南垂水公園には不動尊が祀られている。葛城の修験者はここに参拝後、葛城二十八宿の第一宿、虎島の序品窟へと向かう。私もそれにならって出発する。
島東北部には、観光向きの見所は少ない。登ってすぐに第四砲台跡へと向かう分かれ道があるが、この第四砲台跡はほとんど保守されておらず、また第三砲台跡とも似た構造なので、個人的にはお勧めしない。
観光施設等がない分、島の自然を生で感じることが出来るのは確かだ。
山道をしばらく歩くと、左手にあたる北側の木々の間から神島が見えてくる。波間にギザギザした岩が見え、その上にこんもりした緑が盛り上がり、所々白骨のような朽木が突き出している。

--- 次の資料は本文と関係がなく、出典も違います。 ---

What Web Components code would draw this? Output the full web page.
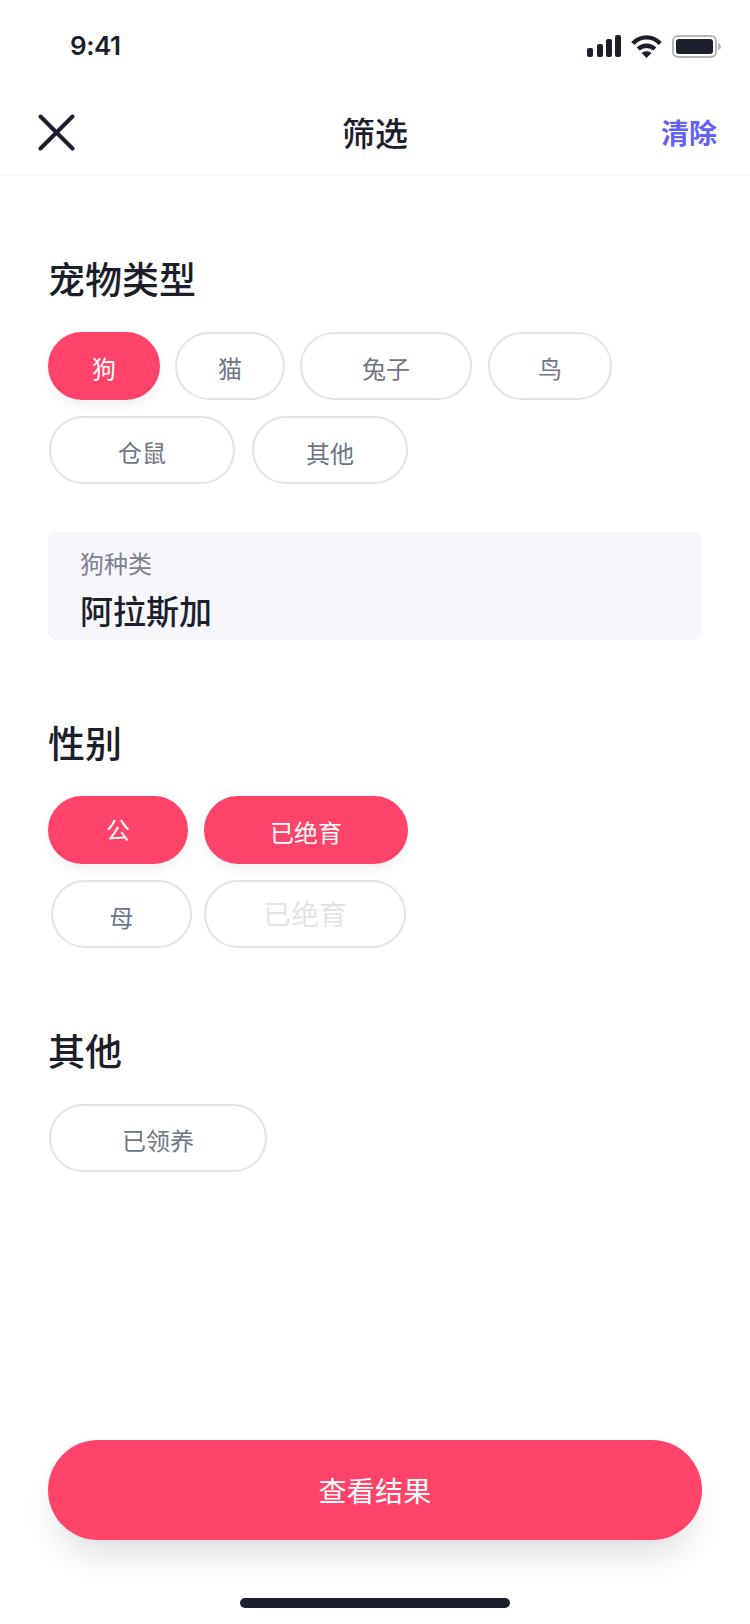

正面には意味ありげに、ぽつんと小さな鳥居が立っている。なんとも異様な眺めだ。

神話の中のアワシマ、スクナヒコナ、神功皇后、役行者、神剣など多くの物語が、この小さな島に蓄積されて怪しの気を放っている。
出発から徒歩約三十分、少し足を伸ばして深蛇池にも寄っておこう。役行者に封じられた大蛇が深蛇大王となって、今も鎮まる伝説の湿地帯だ。

どろりとした赤茶色の水面と、一面に生い茂る湿地性植物は、南西部の蛇ヶ池を何倍にも拡大した広さを誇っている。

今ここで大蛇が鎌首をもたげてきたとしても、かえってその方が自然に思えるような風景が広がる。

奥へ奥へと分け入ると、蒲浦海岸に出ることができる。

友ヶ島は現在でも「漂着の島」だ。神話の時代と変わることなく、「この世」から流れ出たモノは流れ着き、溜まる。
いつか朽ち果てて消え去る流木などの自然物は良い。
しかしそれに混じって流れ着くプラスチックや発砲スチロールなどの廃棄物は、いつまでも残り続けて、やがて友ヶ島の海岸沿いを埋め尽くすだろう。
友ヶ島だけでなく、海の彼方にあるはずの「常世の国」にも廃棄物は届いているかもしれない。その返礼として今後「常世の国」から「この世」に流れ着くのは、いかなる異形の神だろうか。